(CBS News) A blood test that might be able to predict breast cancer's spread may improve diagnosis and treatment for women with early stage breast cancer, a new study finds.
Dr. Anthony Lucci, a professor of surgical oncology at the University of Texas, Anderson Cancer Center in Houston, and his colleagues looked at 302 patients with operable breast cancer. Their previous research identified so-called circulating tumor cells in the blood of patients who had metastatic breast cancer, or breast cancer that has spread. The cells are shed by tumors and are thought to cause cancer if they latch on to another area in the body.
For this study, published in the June 5 issue of Lancet Oncology, the researchers wanted to know if these circulating cells could be found in patients at an earlier stage of the disease and whether or not the presence of cells could predict disease progression.

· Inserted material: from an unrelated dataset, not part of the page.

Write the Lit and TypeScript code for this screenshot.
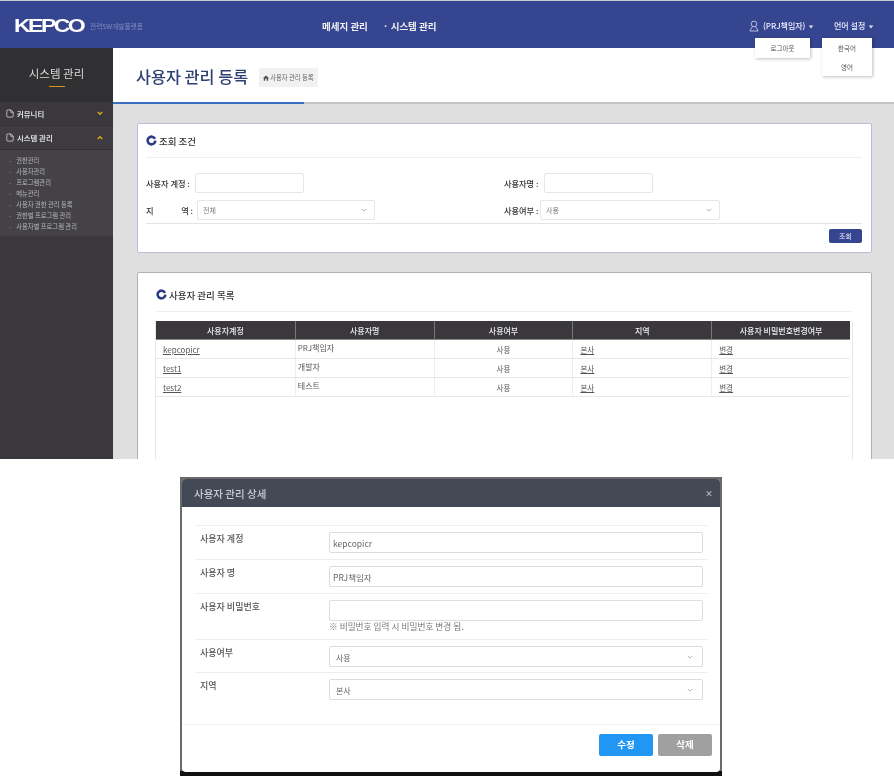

After examining the patients with a blood test, the researchers identified circulating tumor cells in 24 percent of the study group. Further analysis revealed the presence of the cells predicted disease progression and the patient's overall survival rate. Fifteen percent of patients who tested positive for the cells had relapsing breast cancer, while 10 percent died during the four-year-study period. That compares to 3 percent of patients who didn't test for the cells that relapsed and 2 percent that died during the study.
"If they have them they had roughly four times the risk of either (the cancer) recurring or dying than those who don't have the cells," Lucci told WebMD.
For patients with a higher concentration of circulating tumor cells found in the blood - with three of the cells present - 31 percent of them died or relapsed during the study.
WebMD reports that the study might explain why about 25 percent of breast cancer patients who catch their cancer early with surgery will see it return.
Experts commenting on the study said the blood test may one day help personalize treatment for breast cancer patients.
"We are moving into a state where we're looking at a person's individual tumor and this is another way to do that, potentially leading to treatment," Dr. Stephanie Bernik, chief of surgical oncology at Lenox Hill Hospital in New York City, told HealthDay.
In an accompanying editorial in the same journal, Dr. Justin Stebbing, a professor of cancer medicine and oncology, at Imperial College, London, U.K., welcomed the findings, but cautioned more research is needed to determine how it could help patients.
Stebbing wrote, "At present we are in a difficult situation where we have a reliable prognostic biomarker but restricted guidance on how this information should be used, and therefore, until the completion of further studies, we do not envisage patients being treated differently on the basis of these data."